In today’s activities, I did not walk away with that sense of confidence because there is not a concrete measure of success or completion (other than numbers of insights and numbers of design ideas). I did, however, walk away with a sense of what felt wrong with the quality of insights. So maybe that is something worthwhile. Developing an instinct is an immensely organic process, and today was certainly an unnaturally fast pace to work at developing it. How do field researchers do this!?  Trying to maintain a handle on the emotions of things is an energy consuming feat, and that is just one of the many tasks that are required of you to complete the process. I am impressed that there are people with the resilience and tenacity to continue to do something that isn’t impossible but recognizably taxing on an individual.

Expectations.

Growing up, it has been instilled in me that education is a resource to be taken for granted or a topic to be treated with triviality.   One year ago, the word expectation would have made me extremely nervous. Today, however, has been quite nice. After speaking to several AC4D alumni, and working with a few I have reframed what I can expect out of my next 8 months here.

Expect a failure marathon.  Becoming an AC4D student has placed me in a very fortunate position to be able to try anything and everything that I am willing to set time aside for.  As part of the natural progression of learning, I expect for all of my first attempts to be just bad.

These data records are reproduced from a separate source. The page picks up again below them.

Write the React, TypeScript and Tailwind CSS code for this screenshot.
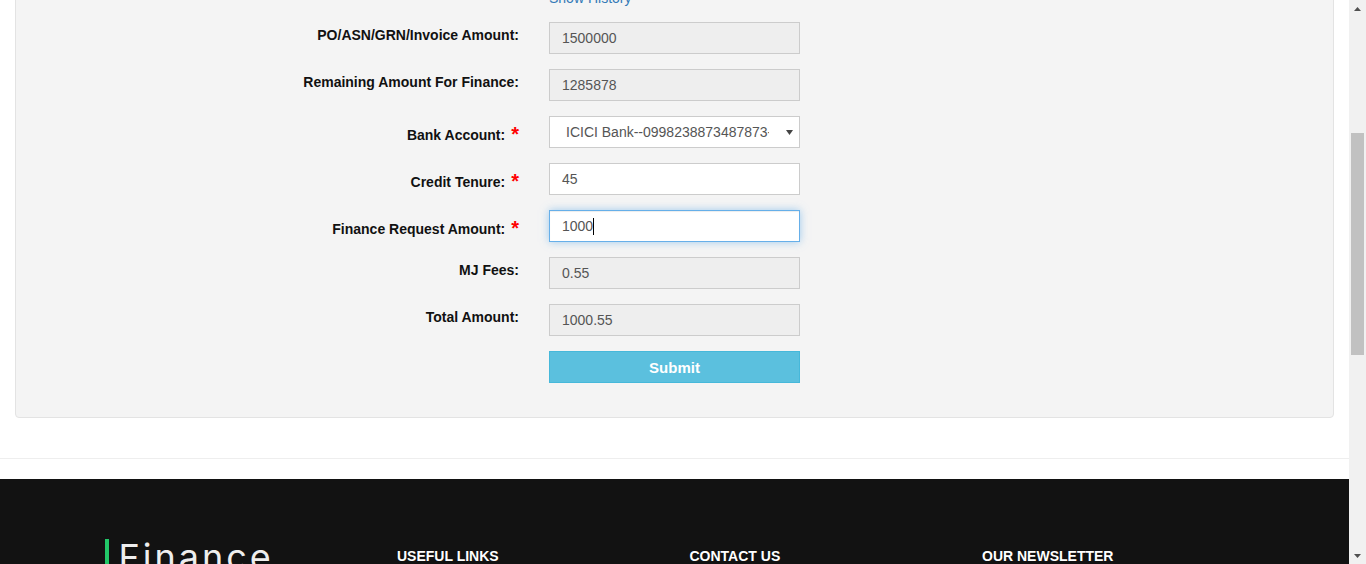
const rows = [
  { label: "PO/ASN/GRN/Invoice Amount:", value: "1500000", kind: "disabled" },
  { label: "Remaining Amount For Finance:", value: "1285878", kind: "disabled" },
  { label: "Bank Account:", value: "ICICI Bank--0998238873487873-Savings", kind: "select", required: true },
  { label: "Credit Tenure:", value: "45", kind: "text", required: true },
  { label: "Finance Request Amount:", value: "1000", kind: "focus", required: true },
  { label: "MJ Fees:", value: "0.55", kind: "disabled" },
  { label: "Total Amount:", value: "1000.55", kind: "disabled" },
];

function Field({ value, kind }: { value: string; kind: string }) {
  if (kind === "select") {
    return (
      <div className="flex h-[32px] w-[251px] items-center border border-[#ccc] bg-white pl-[16px] pr-[6px] text-[14px] leading-5 text-[#555]">
        <span className="w-[203px] overflow-hidden whitespace-nowrap">{value}</span>
        <svg className="ml-auto h-[5px] w-[7px]" viewBox="0 0 7 5">
          <path d="M0 0h7L3.5 5z" fill="#444" />
        </svg>
      </div>
    );
  }
  if (kind === "focus") {
    return (
      <div className="flex h-[32px] w-[251px] items-center border border-[#66afe9] bg-white px-3 text-[14px] leading-5 text-[#555] shadow-[inset_0_1px_1px_rgba(0,0,0,0.075),0_0_8px_rgba(102,175,233,0.6)]">
        <span>{value}</span>
        <span className="h-[17px] w-px bg-black" />
      </div>
    );
  }
  return (
    <div
      className={
        kind === "disabled"
          ? "flex h-[32px] w-[251px] items-center border border-[#ccc] bg-[#eee] px-3 text-[14px] leading-5 text-[#555]"
          : "flex h-[32px] w-[251px] items-center border border-[#ccc] bg-white px-3 text-[14px] leading-5 text-[#555]"
      }
    >
      {value}
    </div>
  );
}

function Scrollbar() {
  return (
    <div className="flex h-[564px] w-[17px] shrink-0 flex-col items-center bg-[#f1f1f1]">
      <div className="flex h-[17px] w-full items-center justify-center">
        <svg className="h-[4px] w-[7px]" viewBox="0 0 7 4">
          <path d="M0 4h7L3.5 0z" fill="#505050" />
        </svg>
      </div>
      <div className="mt-[116px] h-[222px] w-[13px] bg-[#c1c1c1]" />
      <div className="mt-auto flex h-[17px] w-full items-center justify-center">
        <svg className="h-[4px] w-[7px]" viewBox="0 0 7 4">
          <path d="M0 0h7L3.5 4z" fill="#505050" />
        </svg>
      </div>
    </div>
  );
}

export default function App() {
  return (
    <div className="flex h-[564px] w-[1366px] overflow-hidden bg-white font-['Liberation_Sans',Arial,sans-serif]">
      <div className="w-[1349px] shrink-0">
        {/* Finance request panel */}
        <div className="-mt-[40px] px-[15px]">
          <div className="rounded border border-[#e3e3e3] bg-[#f4f4f4] pt-[27px] pb-[19px]">
            <div className="mb-[14px] ml-[533px] text-[14px] leading-5 text-[#337ab7]">Show History</div>

            {rows.map((r) => (
              <div key={r.label} className="mb-[15px] flex">
                <div className="flex w-[503px] items-start justify-end">
                  <span className={r.required ? "pt-[9px] text-[14px] font-bold leading-5 text-[#111]" : "pt-[3px] text-[14px] font-bold leading-5 text-[#111]"}>
                    {r.label}
                  </span>
                  {r.required && (
                    <span className="ml-[6px] pt-[8px] text-[20px] font-bold leading-5 text-[#f00]">*</span>
                  )}
                </div>
                <div className="ml-[30px]">
                  <Field value={r.value} kind={r.kind} />
                </div>
              </div>
            ))}

            <div className="mb-[15px] ml-[533px]">
              <button className="h-[32px] w-[251px] border border-[#46b8da] bg-[#5bc0de] pt-[3px] text-[15px] font-bold text-white">
                Submit
              </button>
            </div>
          </div>
        </div>

        <div className="mt-[40px] border-t border-[#eee]" />

        {/* Footer */}
        <footer className="mt-[20px] bg-[#121212] pt-[60px] pb-10">
          <div className="mx-auto grid w-[1170px] grid-cols-4">
            <div className="px-[15px]">
              <div className="border-l-4 border-[#22c768] pl-[10px] font-['Inter',sans-serif] text-[36px] leading-none tracking-[3px] text-[#eee]">
                Finance
              </div>
            </div>
            <div className="px-[15px] pt-[7px] text-[14px] font-bold leading-5 text-white">USEFUL LINKS</div>
            <div className="px-[15px] pt-[7px] text-[14px] font-bold leading-5 text-white">CONTACT US</div>
            <div className="px-[15px] pt-[7px] text-[14px] font-bold leading-5 text-white">OUR NEWSLETTER</div>
          </div>
        </footer>
      </div>
      <Scrollbar />
    </div>
  );
}
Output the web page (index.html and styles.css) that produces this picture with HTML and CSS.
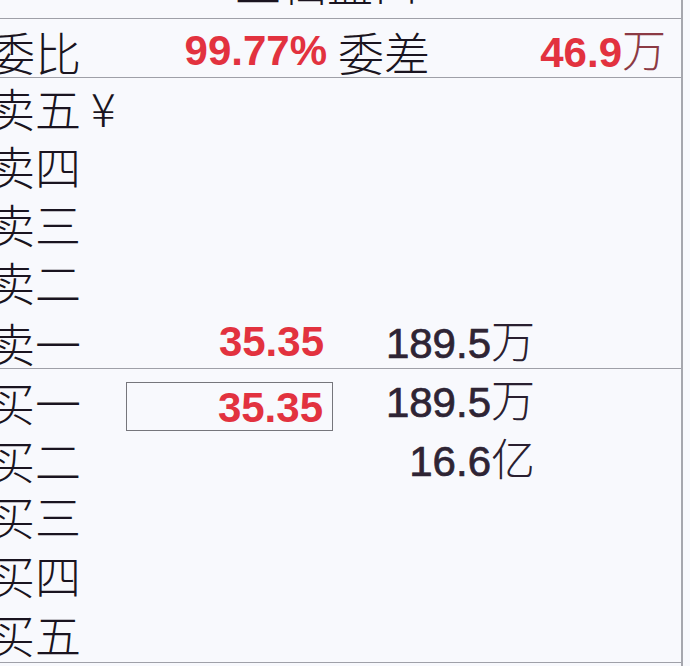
FILE: index.html
```html
<!DOCTYPE html>
<html lang="zh">
<head>
<meta charset="utf-8">
<link rel="stylesheet" href="styles.css">
</head>
<body>
<div class="panel">
  <div class="header"><span class="title">五档盘口</span></div>
  <div class="ratio-row">
    <span class="label">委比</span>
    <span class="num red bold ratio-val">99.77%</span>
    <span class="label diff-label">委差</span>
    <span class="num red bold diff-val">46.9<span class="cjk unit-red">万</span></span>
  </div>
  <div class="section sell">
    <div class="row"><span class="label">卖五<span class="yen">¥</span></span><span class="price"></span><span class="vol"></span></div>
    <div class="row"><span class="label">卖四</span><span class="price"></span><span class="vol"></span></div>
    <div class="row"><span class="label">卖三</span><span class="price"></span><span class="vol"></span></div>
    <div class="row"><span class="label">卖二</span><span class="price"></span><span class="vol"></span></div>
    <div class="row"><span class="label">卖一</span><span class="price num red bold">35.35</span><span class="vol num">189.5<span class="cjk">万</span></span></div>
  </div>
  <div class="section buy">
    <div class="row"><span class="label">买一</span><span class="price num red bold boxed">35.35</span><span class="vol num">189.5<span class="cjk">万</span></span></div>
    <div class="row"><span class="label">买二</span><span class="price"></span><span class="vol num">16.6<span class="cjk">亿</span></span></div>
    <div class="row"><span class="label">买三</span><span class="price"></span><span class="vol"></span></div>
    <div class="row"><span class="label">买四</span><span class="price"></span><span class="vol"></span></div>
    <div class="row"><span class="label">买五</span><span class="price"></span><span class="vol"></span></div>
  </div>
</div>
</body>
</html>
```
FILE: styles.css
```css
html, body {
  margin: 0;
  padding: 0;
}
body {
  width: 690px;
  height: 666px;
  overflow: hidden;
  background: #f8f9fd;
  color: #1a1420;
  font-family: "Noto Sans CJK SC", "Noto Sans", sans-serif;
}
.panel {
  width: 683px;
  height: 666px;
  border-right: 2px solid #a6a7ae;
  box-sizing: border-box;
}
.header {
  height: 18px;
  border-bottom: 1px solid #9fa0a8;
  overflow: hidden;
}
.title {
  display: block;
  padding-left: 235px;
  font-size: 46px;
  line-height: 46px;
  font-weight: 300;
  margin-top: -42px;
}
.label {
  font-family: "Noto Sans CJK SC", sans-serif;
  font-size: 46px;
  font-weight: 300;
  line-height: 58px;
  margin-left: -11px;
  white-space: nowrap;
}
.yen {
  margin-left: 10px;
}
.num {
  font-family: "Liberation Sans", Arial, sans-serif;
  font-size: 42px;
  line-height: 58px;
  color: #2e2434;
  white-space: nowrap;
}
.vol.num {
  -webkit-text-stroke: 0.7px #2e2434;
}
.vol .cjk {
  -webkit-text-stroke: 0;
}
.bold {
  font-weight: 700;
}
.red {
  color: #e2323f;
}
.cjk {
  font-family: "Noto Sans CJK SC", sans-serif;
  font-weight: 300;
  font-size: 44px;
  color: #2a2030;
}
.unit-red {
  color: #8c3a44;
}
.ratio-row {
  height: 58px;
  border-bottom: 1px solid #9fa0a8;
  display: grid;
  grid-template-columns: 135px 192px 200px 1fr;
  align-items: center;
}
.ratio-val {
  text-align: right;
}
.diff-label {
  margin-left: 11px;
}
.diff-val {
  text-align: right;
  padding-right: 15px;
}
.section {
  border-bottom: 1px solid #9fa0a8;
}
.sell .row {
  height: 58px;
}
.buy .row {
  height: 58.6px;
}
.row {
  display: grid;
  grid-template-columns: 126px 207px 203px 1fr;
  align-items: center;
}
.price {
  text-align: right;
  padding-right: 9px;
}
.vol {
  text-align: right;
  padding-right: 1px;
}
.boxed {
  border: 1px solid #76767c;
  height: 49px;
  line-height: 49px;
  align-self: end;
  box-sizing: border-box;
  margin-bottom: 1px;
}
```
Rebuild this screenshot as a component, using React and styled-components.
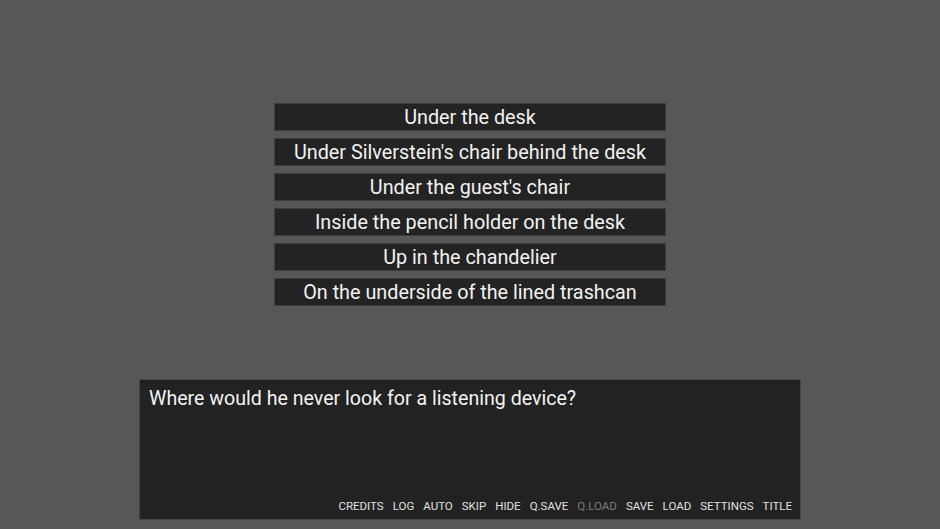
import React from "react";
import styled, { createGlobalStyle } from "styled-components";

const Global = createGlobalStyle`
  html, body { margin: 0; padding: 0; }
  body { background: #575757; font-family: Roboto, "Noto Sans", sans-serif; }
`;

const Screen = styled.div`
  width: 940px;
  height: 529px;
  display: flex;
  flex-direction: column;
  align-items: center;
  box-sizing: border-box;
  padding-top: 103px;
`;

const Choices = styled.div`
  width: 392px;
  display: flex;
  flex-direction: column;
  gap: 7px;
`;

const Choice = styled.div`
  height: 28px;
  box-sizing: border-box;
  background: #232323;
  border: 1px solid #3c3c3c;
  color: #f2f2f2;
  font-size: 19.8px;
  line-height: 27px;
  text-align: center;
`;

const Dialog = styled.div`
  margin-top: 73px;
  width: 662px;
  height: 141px;
  box-sizing: border-box;
  background: #222222;
  border: 1px solid #444;
  display: flex;
  flex-direction: column;
  justify-content: space-between;
  padding: 6px 8px 6px 9px;
`;

const Say = styled.div`
  color: #f2f2f2;
  font-size: 19.6px;
  line-height: 26px;
`;

const Menu = styled.div`
  display: flex;
  justify-content: flex-end;
  gap: 9px;
`;

const MenuItem = styled.span`
  font-size: 11.5px;
  color: ${(p) => (p.$disabled ? "#7a7a7a" : "#e0e0e0")};
`;

const choices = [
  "Under the desk",
  "Under Silverstein's chair behind the desk",
  "Under the guest's chair",
  "Inside the pencil holder on the desk",
  "Up in the chandelier",
  "On the underside of the lined trashcan",
];

const menu = ["CREDITS", "LOG", "AUTO", "SKIP", "HIDE", "Q.SAVE", "Q.LOAD", "SAVE", "LOAD", "SETTINGS", "TITLE"];

export default function App() {
  return (
    <>
      <Global />
      <Screen>
        <Choices>
          {choices.map((c) => (
            <Choice key={c}>{c}</Choice>
          ))}
        </Choices>
        <Dialog>
          <Say>Where would he never look for a listening device?</Say>
          <Menu>
            {menu.map((m) => (
              <MenuItem key={m} $disabled={m === "Q.LOAD"}>{m}</MenuItem>
            ))}
          </Menu>
        </Dialog>
      </Screen>
    </>
  );
}
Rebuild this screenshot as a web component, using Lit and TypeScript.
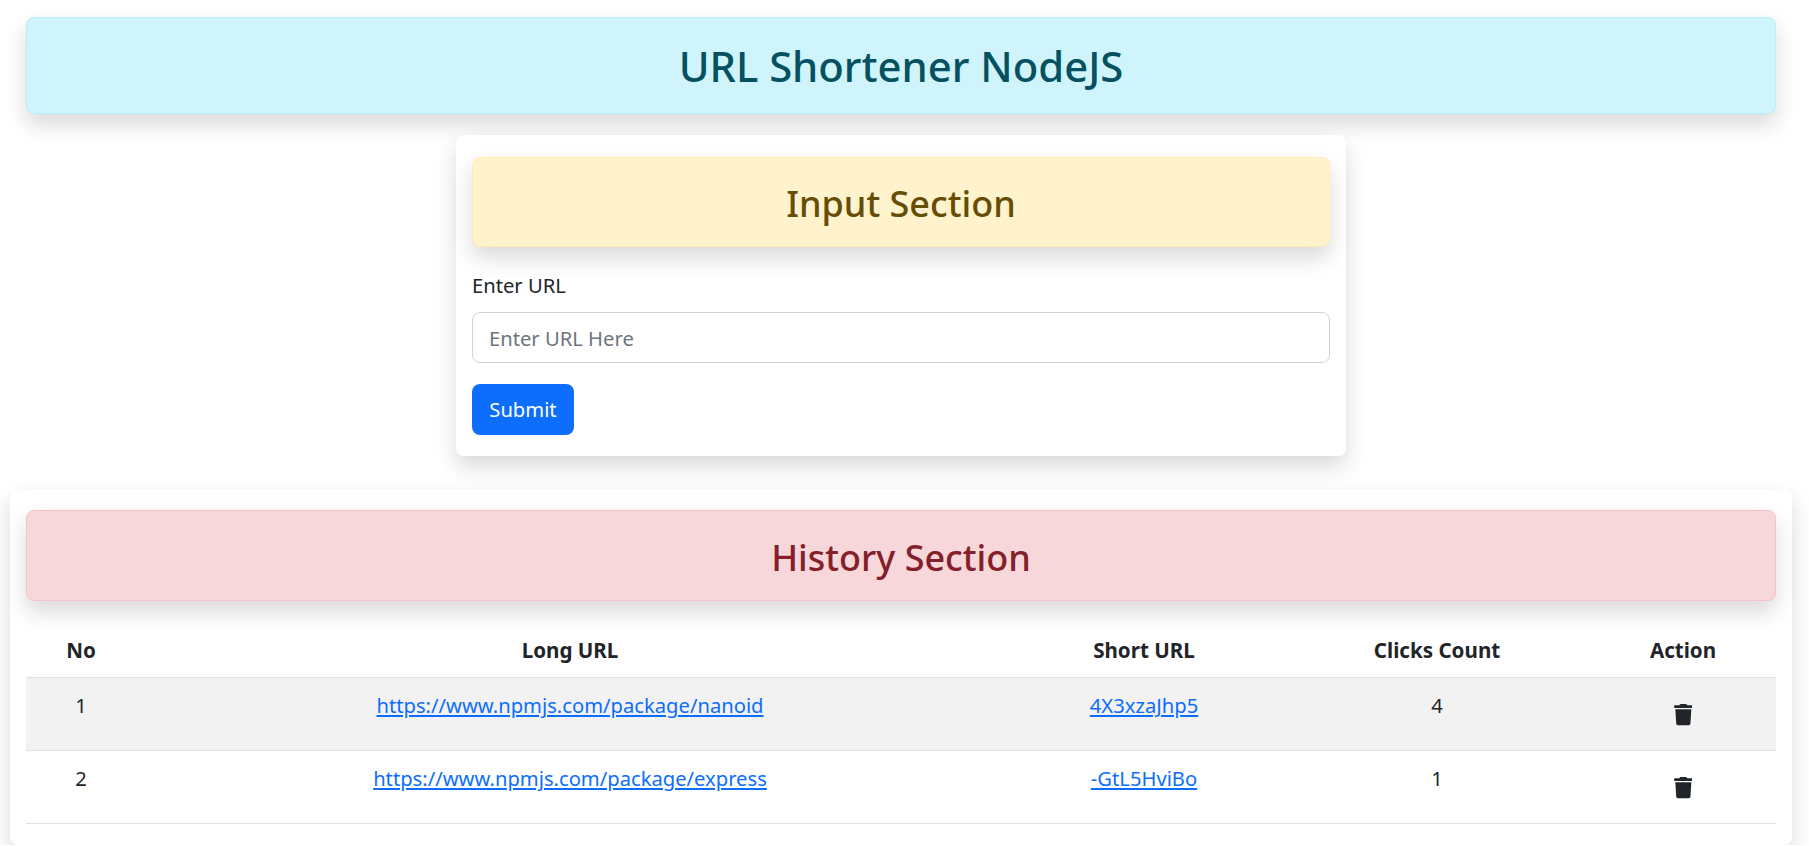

And I have heard that if I am proud of what I have delivered then I delivered too late.

Expect to cry at least a handful of times.  Among the many reasons that have drawn me to social entrepreneurship is the space that this work makes available for anyone working in the field to become close to and understand the feeling, motivation, obstacles, frustrations, and concerns that enter their subject-matters’ mind. If I don’t walk away feeling something that moves me, then I haven’t dug deep enough.

Expect to be humbled. As I discover, learn, explore and investigate the world around me, I expect to learn that the only thing I really know is that I know nothing.  In the past, that realization would have dented my ego and confidence. Over the next several months, I will remind myself that this realization should be a source of pride and real-time evidence of my personal growth, and even cooler, an outward projection of me developing brain plasticity.

Expect to be poor. Let’s face it. If this program is going to have me drinking out of a firehose, there will be an excessive amount of gummy bears and coffee to get me through the tough times. Best I buy some stocks in SBUX now to try and come out even.

Lastly. Expect to come out the other side changed and improved.

It’s impressive how one word can one day be a source of anxiety, fear, and insecurity then the next become a source of hope, excitement, and symbol for improvement. But that is the nature of ideas isn’t it, the impact of the words and idea are all dependant on the lens one CHOOSES to wear.